In Study 1, 2,143 married women in Lilongwe, who were pregnant or up to six months postpartum, were recruited and randomized into a treatment group or a control group. The treatment group received free transportation by private taxi to a high-quality family planning clinic, six counseling sessions provided by trained family planning counselors, and reimbursement for family planning services, including for the management of contraceptive side effects.

After two years of exposure to the intervention, the treatment group had a 44% lower relative risk of becoming pregnant again compared with the control group. Their contraceptive use was also almost six percentage points higher, with women in the treatment group shifting to longer-acting methods of contraception such as implants. Analyses of the intervention’s impact on child health found that children in the treatment group were taller for their age and performed better on cognitive measures than children in the control group.

Karra noted that counseling seemed to help shape women’s contraceptive preferences, and the free transportation may have allowed them to act on those preferences. He said that while transport may have been the intervention’s most costly component, it also may have been the most important for women pregnant or traveling with infants to be able to seek care.

Study 2 addressed the question of whether family planning service providers can offer patient-centered choice for women. Karra noted that family planning is unique in health care because it relies heavily on a bidirectional relationship between patients and providers, where patients come in with preferences for family planning methods and fertility and providers seek to elicit these preferences, inform women of their choices, and help them make the best decisions that reflect their preferences.

But are women, in fact, using the methods they prefer? Are providers helping them achieve full, free, and informed choice? This study involved a field experiment among 782 women in Lilongwe to test elements of user-centered counseling aimed at helping women identify and realize their preferences for family planning methods.

Following counseling, all women received free family planning services for one month that included private transportation to the family planning clinic, coverage of all family planning-related costs incurred during the service period, and mobile credit to make appointments with a taxi driver.

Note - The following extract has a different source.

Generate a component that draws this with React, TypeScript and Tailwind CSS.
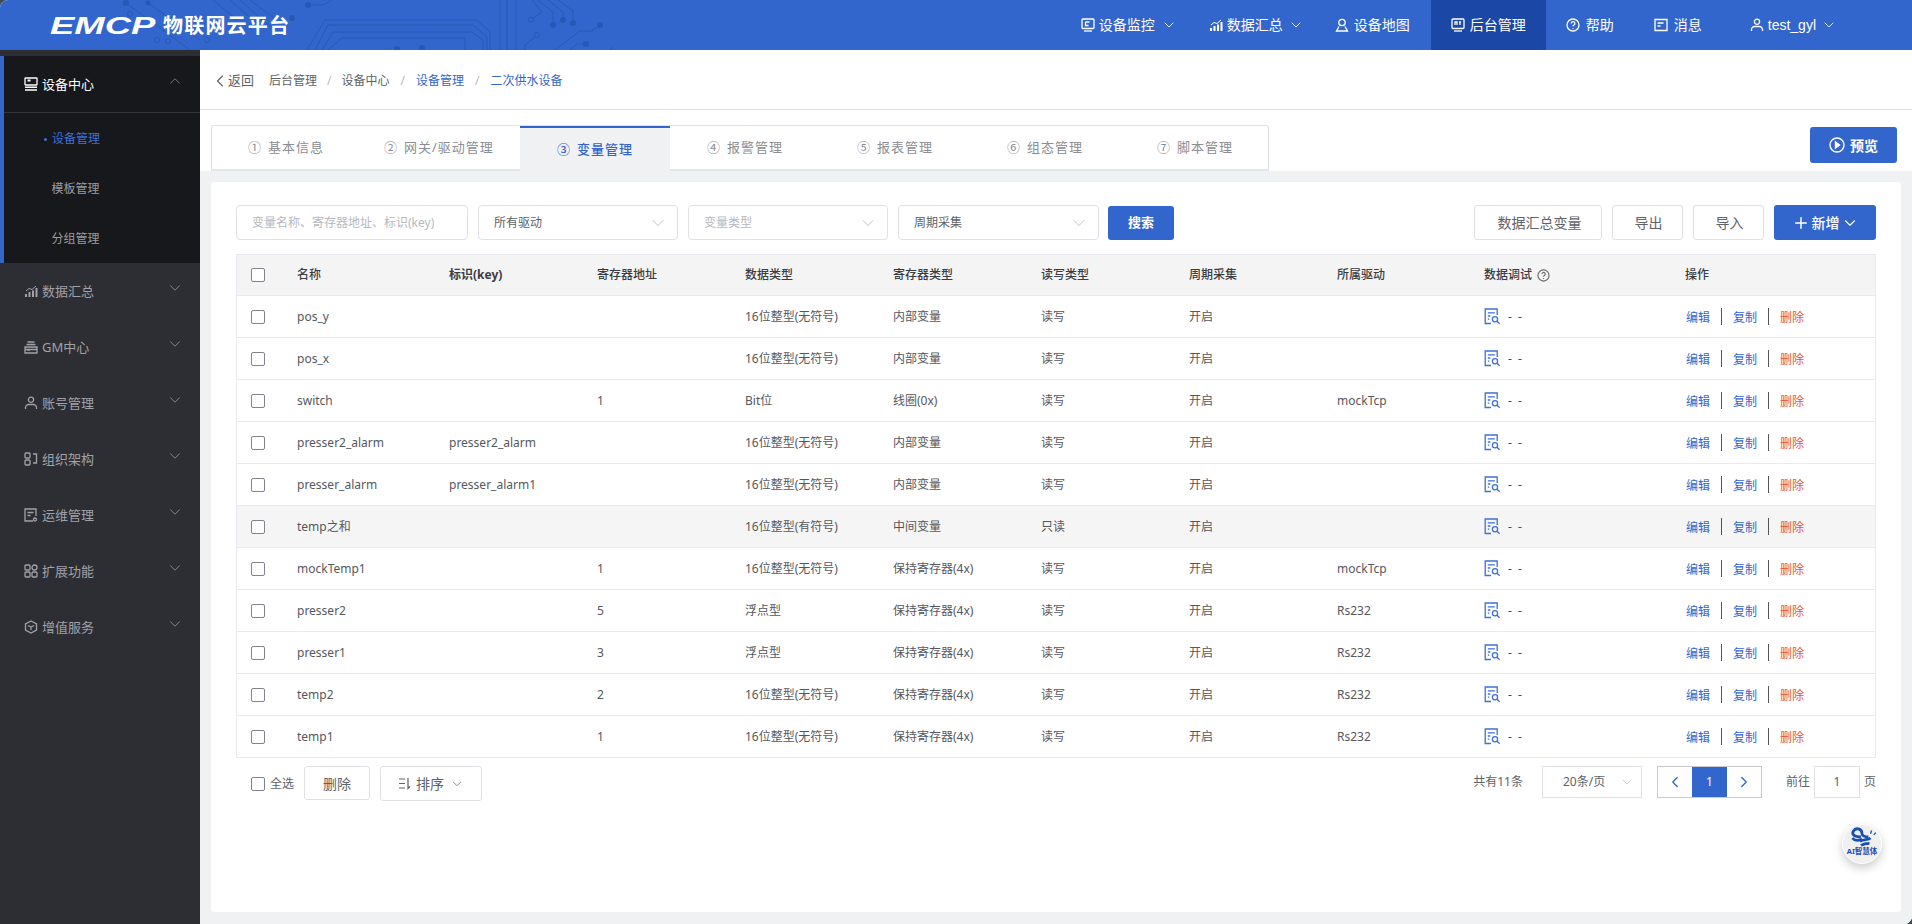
import { ChevronDown, ChevronLeft, ChevronRight, ChevronUp, Plus } from "lucide-react";
import type { ReactNode } from "react";

const gridCols = "grid grid-cols-[60px_152px_148px_148px_148px_148px_148px_148px_147px_201px_1fr]";

const rows = [
  ["pos_y", "", "", "16位整型(无符号)", "内部变量", "读写", "开启", ""],
  ["pos_x", "", "", "16位整型(无符号)", "内部变量", "读写", "开启", ""],
  ["switch", "", "1", "Bit位", "线圈(0x)", "读写", "开启", "mockTcp"],
  ["presser2_alarm", "presser2_alarm", "", "16位整型(无符号)", "内部变量", "读写", "开启", ""],
  ["presser_alarm", "presser_alarm1", "", "16位整型(无符号)", "内部变量", "读写", "开启", ""],
  ["temp之和", "", "", "16位整型(有符号)", "中间变量", "只读", "开启", ""],
  ["mockTemp1", "", "1", "16位整型(无符号)", "保持寄存器(4x)", "读写", "开启", "mockTcp"],
  ["presser2", "", "5", "浮点型", "保持寄存器(4x)", "读写", "开启", "Rs232"],
  ["presser1", "", "3", "浮点型", "保持寄存器(4x)", "读写", "开启", "Rs232"],
  ["temp2", "", "2", "16位整型(无符号)", "保持寄存器(4x)", "读写", "开启", "Rs232"],
  ["temp1", "", "1", "16位整型(无符号)", "保持寄存器(4x)", "读写", "开启", "Rs232"],
];

const Ico = ({ children, size = 14 }: { children: ReactNode; size?: number }) => (
  <svg width={size} height={size} viewBox="0 0 14 14" fill="none" stroke="currentColor" strokeWidth="1.3" className="shrink-0">
    {children}
  </svg>
);

const MonitorIcon = () => (
  <Ico>
    <rect x="1" y="1" width="12" height="9.5" rx="1" />
    <path d="M3 13h8" />
    <path d="M4.5 4h4M4.5 4v3.5h3" />
  </Ico>
);
const ChartIcon = () => (
  <Ico>
    <path d="M2 13v-3M5.5 13V8M9 13V6.5M12.5 13V4" strokeWidth="2" />
    <path d="M2 7l3-2.5 3 1 4-3.5" strokeWidth="1" />
  </Ico>
);
const PinIcon = () => (
  <Ico>
    <circle cx="7" cy="4.5" r="3.2" />
    <path d="M4 8.5L1.5 13h11L10 8.5" />
  </Ico>
);
const BoardIcon = () => (
  <Ico>
    <rect x="1" y="1" width="12" height="9.5" rx="1" />
    <path d="M3 13h8" />
    <path d="M4 7V4h2v3M8 4h2M9 4v3" />
  </Ico>
);
const HelpIcon = () => (
  <Ico>
    <circle cx="7" cy="7" r="6" />
    <path d="M5.3 5.5a1.8 1.8 0 1 1 2.6 1.6c-.6.3-.9.6-.9 1.2" />
    <path d="M7 10v.8" />
  </Ico>
);
const MsgIcon = () => (
  <Ico>
    <path d="M1 1.5h12v11H1z" />
    <path d="M3.5 5h6M3.5 8h3" />
  </Ico>
);
const UserIcon = () => (
  <Ico>
    <circle cx="7" cy="3.7" r="2.6" />
    <path d="M1.5 13v-1.5a3 3 0 0 1 3-3h5a3 3 0 0 1 3 3V13" />
  </Ico>
);
const ServerIcon = () => (
  <Ico>
    <rect x="1" y="1" width="12" height="7" rx="0.5" />
    <path d="M3.5 3.5h3" strokeWidth="2" />
    <path d="M1 10.3h12M1 13h12" strokeWidth="1.6" />
  </Ico>
);
const GmIcon = () => (
  <Ico>
    <path d="M3.5 2h7M2.5 4.5h9" />
    <path d="M1 7h12v6H1z" />
    <path d="M3 10h3M1 9.5h12" />
  </Ico>
);
const OrgIcon = () => (
  <Ico>
    <rect x="1" y="1" width="5" height="5" rx="1" />
    <rect x="1" y="8" width="5" height="5" rx="1" />
    <path d="M9 2h3.5v9H9" />
  </Ico>
);
const OpsIcon = () => (
  <Ico>
    <path d="M9 13H1V1h11v7" />
    <path d="M3.5 4.5h6M3.5 7.5h3" />
    <circle cx="11" cy="11.5" r="1.5" />
  </Ico>
);
const AppsIcon = () => (
  <Ico>
    <rect x="1" y="1" width="5" height="5" rx="1" />
    <rect x="8" y="1" width="5" height="5" rx="2.5" />
    <rect x="1" y="8" width="5" height="5" rx="1" />
    <rect x="8" y="8" width="5" height="5" rx="1" />
  </Ico>
);
const CubeIcon = () => (
  <Ico>
    <path d="M7 1l5.5 3v6L7 13 1.5 10V4z" />
    <path d="M4 5.5L7 7l3-1.5M7 7v3" />
  </Ico>
);
const DebugIcon = () => (
  <svg width="17" height="17" viewBox="0 0 17 17" fill="none" stroke="#3e70d8" strokeWidth="1.3" className="shrink-0">
    <path d="M7 15.5H1.2V1h12v6" />
    <path d="M3.8 4.8h7M3.8 8h2.5M3.8 11.2h1.5" />
    <circle cx="11" cy="11.2" r="2.6" />
    <path d="M13 13.2l2.6 2.6" />
  </svg>
);

const Circuit = () => (
  <svg width="640" height="50" viewBox="0 0 640 50" fill="none" stroke="#2858b6" strokeWidth="1" className="absolute left-0 top-0">
    <path d="M307 50l18-30h152l13 12v18M315 50l13-25h145l14 12v13M322 50l11-18h139l11 8v10M328 50l14-12h123v12" />
    <path d="M308 5h15l9-5" />
    <path d="M213 0l24 20M230 0l32 28M240 0l34 30M250 0l24 18M148 3l52 37M126 3l64 47" />
    <path d="M500 0v50M507 0v50M516 0v50" />
    <path d="M532 0l10 12-10 7M538 0l15 12v13M548 0l15 12v8M558 0l15 11v12" />
    <path d="M555 50l25-19h12l8-6M525 50v-5l10-8M570 50l7-6h9M610 50l3-3" />
    <circle cx="130" cy="14" r="2.5" />
    <circle cx="157" cy="40" r="2.5" />
    <circle cx="168" cy="41" r="2.5" />
    <circle cx="207" cy="40" r="2.5" />
    <circle cx="531" cy="19.5" r="2.5" />
    <circle cx="537" cy="35" r="2.5" />
    <g fill="#2858b6" stroke="none">
      <circle cx="126" cy="3" r="3" />
      <circle cx="148" cy="3" r="2.5" />
      <circle cx="292" cy="18" r="3" />
      <circle cx="308" cy="5" r="3" />
      <circle cx="397" cy="49" r="3" />
      <circle cx="422" cy="48" r="3" />
      <circle cx="553" cy="25" r="3" />
      <circle cx="563" cy="20" r="3" />
      <circle cx="573" cy="23" r="3" />
      <circle cx="600" cy="25" r="3" />
      <circle cx="586" cy="44" r="3" />
    </g>
  </svg>
);

const Header = () => (
  <header className="relative flex h-[50px] shrink-0 items-center bg-[#3366cc] text-white">
    <Circuit />
    <div className="relative ml-[50px] flex items-center pt-[2px]">
      <div className="w-[113px] font-['Liberation_Sans',sans-serif] text-[24px] leading-none font-bold italic">
        <span className="inline-block origin-left scale-x-[1.52]">EMCP</span>
      </div>
      <span className="text-[20px] leading-none font-bold tracking-[1.2px]">物联网云平台</span>
    </div>
    <nav className="relative ml-auto flex h-full items-center pr-[75px] text-[14px] leading-none">
      <div className="flex items-center gap-[4px]">
        <MonitorIcon />
        <span>设备监控</span>
        <ChevronDown size={16} strokeWidth={1.3} className="ml-[2px]" />
      </div>
      <div className="ml-[32px] flex items-center gap-[4px]">
        <ChartIcon />
        <span>数据汇总</span>
        <ChevronDown size={16} strokeWidth={1.3} className="ml-[1px]" />
      </div>
      <div className="ml-[31px] flex items-center gap-[5px]">
        <PinIcon />
        <span>设备地图</span>
      </div>
      <div className="ml-[21px] flex h-full w-[115px] items-center gap-[5px] bg-[#1b47a6] pl-[20px]">
        <BoardIcon />
        <span>后台管理</span>
      </div>
      <div className="ml-[20px] flex items-center gap-[6px]">
        <HelpIcon />
        <span>帮助</span>
      </div>
      <div className="ml-[40px] flex items-center gap-[6px]">
        <MsgIcon />
        <span>消息</span>
      </div>
      <div className="ml-[48px] flex items-center gap-[4px]">
        <UserIcon />
        <span className="font-['Liberation_Sans',sans-serif]">test_gyl</span>
        <ChevronDown size={16} strokeWidth={1.3} className="ml-[1px]" />
      </div>
    </nav>
  </header>
);

const SideItem = ({ icon, label }: { icon: ReactNode; label: string }) => (
  <div className="flex h-[56px] items-center pl-[24px] pr-[16px] text-[13px] text-[#a0a2a8]">
    {icon}
    <span className="ml-[4px] pt-[2px]">{label}</span>
    <ChevronDown size={18} strokeWidth={1.3} className="mb-[6px] ml-auto text-[#8a8c92]" />
  </div>
);

const Sidebar = () => (
  <aside className="w-[200px] shrink-0 bg-[#2d2e33] pt-[6px]">
    <div className="border-l-4 border-[#3366cc] bg-[#17181b]">
      <div className="flex h-[57px] items-center border-b border-[#33343a] pl-[20px] pr-[16px] text-[13px] text-white">
        <ServerIcon />
        <span className="ml-[4px] pt-[2px]">设备中心</span>
        <ChevronUp size={18} strokeWidth={1.3} className="mb-[6px] ml-auto text-[#77797f]" />
      </div>
      <div className="flex h-[50px] items-center pl-[40px] pt-[2px] text-[12px] text-[#3e70d8]">
        <span className="mr-[5px] size-[3px] rounded-full bg-[#3e70d8]" />
        设备管理
      </div>
      <div className="flex h-[50px] items-center pl-[47.5px] pt-[2px] text-[12px] text-[#9a9ca3]">模板管理</div>
      <div className="flex h-[50px] items-center pl-[47.5px] pt-[2px] text-[12px] text-[#9a9ca3]">分组管理</div>
    </div>
    <SideItem icon={<ChartIcon />} label="数据汇总" />
    <SideItem icon={<GmIcon />} label="GM中心" />
    <SideItem icon={<UserIcon />} label="账号管理" />
    <SideItem icon={<OrgIcon />} label="组织架构" />
    <SideItem icon={<OpsIcon />} label="运维管理" />
    <SideItem icon={<AppsIcon />} label="扩展功能" />
    <SideItem icon={<CubeIcon />} label="增值服务" />
  </aside>
);

const Breadcrumb = () => (
  <div className="flex h-[60px] shrink-0 items-center border-b border-[#dcdfe6] pl-[10px] pt-[2px] text-[12px] text-[#606266]">
    <ChevronLeft size={20} strokeWidth={1.4} />
    <span className="ml-[-2px] text-[13px]">返回</span>
    <span className="ml-[15px]">后台管理</span>
    <span className="mx-[10px] text-[#b4b8c0]">/</span>
    <span>设备中心</span>
    <span className="mx-[11px] text-[#b4b8c0]">/</span>
    <span className="text-[#3366cc]">设备管理</span>
    <span className="mx-[11px] text-[#b4b8c0]">/</span>
    <span className="text-[#3366cc]">二次供水设备</span>
  </div>
);

const Tab = ({ n, label, width, active }: { n: string; label: string; width: string; active?: boolean }) => (
  <div
    className={
      width +
      " flex items-center gap-[6px] pl-[37px] first:pl-[36px] text-[13px] tracking-[1px] " +
      (active ? "h-[calc(100%+2px)] border-t-2 border-[#3366cc] bg-[#f0f1f3] font-medium text-[#3366cc]" : "h-full text-[#8a8d93]")
    }
  >
    <span>{n}</span>
    <span>{label}</span>
  </div>
);

const Tabs = () => (
  <div className="flex h-[61px] shrink-0 items-start justify-between bg-white pl-[11px] pr-[15px] pt-[15px]">
    <div className="flex h-[46px] w-[1058px] rounded-t-[3px] border border-b-2 border-[#dfe1e8] border-b-[#e4e5ea] bg-white">
      <Tab n="①" label="基本信息" width="w-[135px]" />
      <Tab n="②" label="网关/驱动管理" width="w-[173px]" />
      <Tab n="③" label="变量管理" width="w-[150px]" active />
      <Tab n="④" label="报警管理" width="w-[150px]" />
      <Tab n="⑤" label="报表管理" width="w-[150px]" />
      <Tab n="⑥" label="组态管理" width="w-[150px]" />
      <Tab n="⑦" label="脚本管理" width="w-[148px]" />
    </div>
    <button className="mt-[2px] flex h-[36px] w-[87px] items-center justify-center gap-[5px] rounded-[3px] bg-[#3366cc] text-[14px] font-bold text-white">
      <svg width="16" height="16" viewBox="0 0 16 16" fill="none" stroke="white" strokeWidth="1.4">
        <circle cx="8" cy="8" r="7" />
        <path d="M6.5 5v6l4-3z" fill="white" />
      </svg>
      预览
    </button>
  </div>
);

const Box = ({ children, width, muted }: { children: ReactNode; width: string; muted?: boolean }) => (
  <div
    className={
      width +
      " flex h-[35px] items-center justify-between rounded-[4px] border border-[#dfe1e8] bg-white pl-[15px] pr-[9px] text-[12px] " +
      (muted ? "text-[#b6b9c0]" : "text-[#606266]")
    }
  >
    <span>{children}</span>
    <ChevronDown size={20} strokeWidth={1} className="text-[#b6b9c0]" />
  </div>
);

const Filters = () => (
  <div className="flex items-center">
    <div className="flex h-[35px] w-[232px] items-center rounded-[4px] border border-[#dfe1e8] bg-white pl-[15px] text-[12px] text-[#b6b9c0]">
      变量名称、寄存器地址、标识(key)
    </div>
    <div className="ml-[10px] flex gap-[10px]">
      <Box width="w-[200px]">所有驱动</Box>
      <Box width="w-[200px]" muted>
        变量类型
      </Box>
      <Box width="w-[201px]">周期采集</Box>
    </div>
    <button className="ml-[9px] h-[34px] w-[66px] rounded-[3px] bg-[#3366cc] text-[13px] font-bold text-white">搜索</button>
    <div className="ml-auto flex items-center gap-[10px] text-[14px] text-[#606266]">
      <button className="h-[35px] w-[128px] rounded-[3px] border border-[#dfe1e8] bg-white pl-[3px]">数据汇总变量</button>
      <button className="h-[35px] w-[71px] rounded-[3px] border border-[#dfe1e8] bg-white pl-[2px]">导出</button>
      <button className="h-[35px] w-[71px] rounded-[3px] border border-[#dfe1e8] bg-white pl-[2px]">导入</button>
      <button className="flex h-[35px] w-[102px] items-center justify-center rounded-[3px] bg-[#3366cc] font-medium text-white">
        <Plus size={18} strokeWidth={2} className="mr-[2px]" />
        新增
        <ChevronDown size={18} strokeWidth={1.5} className="ml-[1px]" />
      </button>
    </div>
  </div>
);

const Check = () => <span className="block size-[14px] rounded-[2px] border border-[#80838c] bg-white" />;

const Table = () => (
  <div className="mt-[14px] border-x border-t border-[#e8eaef] text-[12px]">
    <div className={gridCols + " h-[41px] items-center border-b border-[#e8eaef] bg-[#f4f4f5] font-medium text-[#3a3c42]"}>
      <div className="pl-[14px]">
        <Check />
      </div>
      <div>名称</div>
      <div className="font-bold">标识(key)</div>
      <div>寄存器地址</div>
      <div>数据类型</div>
      <div>寄存器类型</div>
      <div>读写类型</div>
      <div>周期采集</div>
      <div>所属驱动</div>
      <div className="flex items-center gap-[5px]">
        数据调试
        <svg width="13" height="13" viewBox="0 0 14 14" fill="none" stroke="#666" strokeWidth="1.2">
          <circle cx="7" cy="7" r="6" />
          <path d="M5.3 5.5a1.8 1.8 0 1 1 2.6 1.6c-.6.3-.9.6-.9 1.2M7 10v.8" />
        </svg>
      </div>
      <div>操作</div>
    </div>
    {rows.map((row, i) => (
      <div
        key={row[0]}
        className={gridCols + " h-[42px] items-center border-b border-[#e8eaef] text-[#55575d] " + (i === 5 ? "bg-[#f5f5f5]" : "bg-white")}
      >
        <div className="pl-[14px]">
          <Check />
        </div>
        {row.map((cell, c) => (
          <div key={c}>{cell}</div>
        ))}
        <div className="flex items-center gap-[7px] text-[#444]">
          <DebugIcon />
          <span className="tracking-[1.5px]">- -</span>
        </div>
        <div className="flex items-center pl-[1px]">
          <span className="pt-[2px] text-[#3366cc]">编辑</span>
          <span className="mx-[11px] h-[17px] w-px bg-[#555]" />
          <span className="pt-[2px] text-[#3366cc]">复制</span>
          <span className="mx-[11px] h-[17px] w-px bg-[#555]" />
          <span className="pt-[2px] text-[#e0524a]">删除</span>
        </div>
      </div>
    ))}
  </div>
);

const Footer = () => (
  <div className="mt-[8px] flex items-start text-[12px] text-[#606266]">
    <div className="flex h-[35px] items-center pl-[15px]">
      <Check />
      <span className="ml-[5px]">全选</span>
    </div>
    <button className="ml-[10px] h-[34px] w-[66px] rounded-[3px] border border-[#dfe1e8] text-[14px]">删除</button>
    <button className="ml-[10px] flex h-[35px] w-[102px] items-center justify-center rounded-[3px] border border-[#dfe1e8] text-[14px]">
      <svg width="13" height="13" viewBox="0 0 13 13" fill="none" stroke="#606266" strokeWidth="1.2" className="mr-[5px]">
        <path d="M1 2h6M1 6.5h6M1 11h6M10 1v10.5l2-2" />
      </svg>
      排序
      <ChevronDown size={14} strokeWidth={1.2} className="ml-[6px]" />
    </button>
    <div className="ml-auto flex h-[32px] items-center">
      <span className="mr-[19px]">共有11条</span>
      <div className="flex h-[32px] w-[100px] items-center justify-between border border-[#dfe1e8] pl-[20px] pr-[6px]">
        20条/页
        <ChevronDown size={16} strokeWidth={1} className="text-[#b6b9c0]" />
      </div>
      <div className="ml-[15px] flex h-[32px] border border-[#c8cad0]">
        <div className="flex w-[34px] items-center justify-center text-[#3366cc]">
          <ChevronLeft size={18} strokeWidth={1.8} />
        </div>
        <div className="flex w-[35px] items-center justify-center bg-[#3366cc] text-white">1</div>
        <div className="flex w-[34px] items-center justify-center text-[#3366cc]">
          <ChevronRight size={18} strokeWidth={1.8} />
        </div>
      </div>
      <span className="ml-[24px]">前往</span>
      <div className="ml-[4px] flex h-[32px] w-[46px] items-center justify-center border border-[#dfe1e8]">1</div>
      <span className="ml-[4px]">页</span>
    </div>
  </div>
);

const AiBadge = () => (
  <div className="absolute right-[19px] top-[642px] flex size-[40px] flex-col items-center rounded-full border border-white bg-[#f0f0f0] pt-[2px] shadow-[0_4px_10px_rgba(0,0,0,0.2)]">
    <svg width="32" height="23" viewBox="0 0 30 21" fill="none" stroke="#1a4fb5" strokeWidth="2.6">
      <path d="M14 9C8 9 5 7 7 3.5S15 1 15 6c0 2 3 3 6 3" />
      <path d="M6 10c3 4 7 2 9 1M13 13c4-2 8-1 10-3M14 17c3-2 6-2 8-2" />
      <path d="M23 6l1-3M26 7l2-2" strokeWidth="1.2" />
    </svg>
    <span className="mt-[-3px] whitespace-nowrap text-[7.5px] font-bold leading-[9px] text-[#1a4fb5]">AI智慧体</span>
  </div>
);

export default function App() {
  return (
    <div className="h-[924px] w-[1912px] overflow-hidden bg-[#3f4a55] font-['Noto_Sans','Noto_Sans_CJK_SC',sans-serif]">
      <div className="flex h-full flex-col overflow-hidden rounded-tl-lg rounded-br-lg bg-[#f0f1f3]">
        <Header />
        <div className="flex min-h-0 flex-1">
          <Sidebar />
          <main className="flex min-w-0 flex-1 flex-col bg-white">
            <Breadcrumb />
            <Tabs />
            <div className="flex-1 bg-[#f0f1f3] pb-[12px] pl-[11px] pr-[11px] pt-[11px]">
              <div className="relative h-full rounded-[3px] bg-white px-[25px] pt-[23px]">
                <Filters />
                <Table />
                <Footer />
                <AiBadge />
              </div>
            </div>
          </main>
        </div>
      </div>
    </div>
  );
}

Women who received short, tailored counseling were more likely to be at odds with their stated ideal method and actual method of use at follow-up by 17.5%. While these tailored sessions may have encouraged women to more freely express or change their preferences, those preferences are not more likely to be realized. On the other hand, women who were encouraged to invite their husbands or partners to counseling were less likely to change their ideal method by 13.5% and more likely to switch from their currently used method to another method from counseling to follow-up by 23.8%. The findings suggest that while encouraging women to invite their husbands may have translated to a higher likelihood of realizing their stated preferences, it potentially may have resulted in the woman’s preference changing due to influence from her husband or partner.

Finally, Karra urged participants to work toward obtaining better data in family planning, particularly when it comes to preferences and demand. Because national averages and standard family planning program measures mask the complexity of family planning and fertility dynamics—especially in countries with high rates of modern contraceptive use—family planning advocates and providers should reevaluate what they want to measure relative to what they are currently measuring.

Discussants contributing to the seminar included Dr. Jean Christophe Fotso, the Founder and Executive Director of EVIHDAF (Evidence for Sustainable Human Development Systems in Africa) and an Adjunct Assistant Professor at the Gillings School of Global Public Health, University of North Carolina at Chapel Hill; and Ms. Nissily Mushani, a doctoral student in Agriculture and Applied Economics at the University of Nairobi.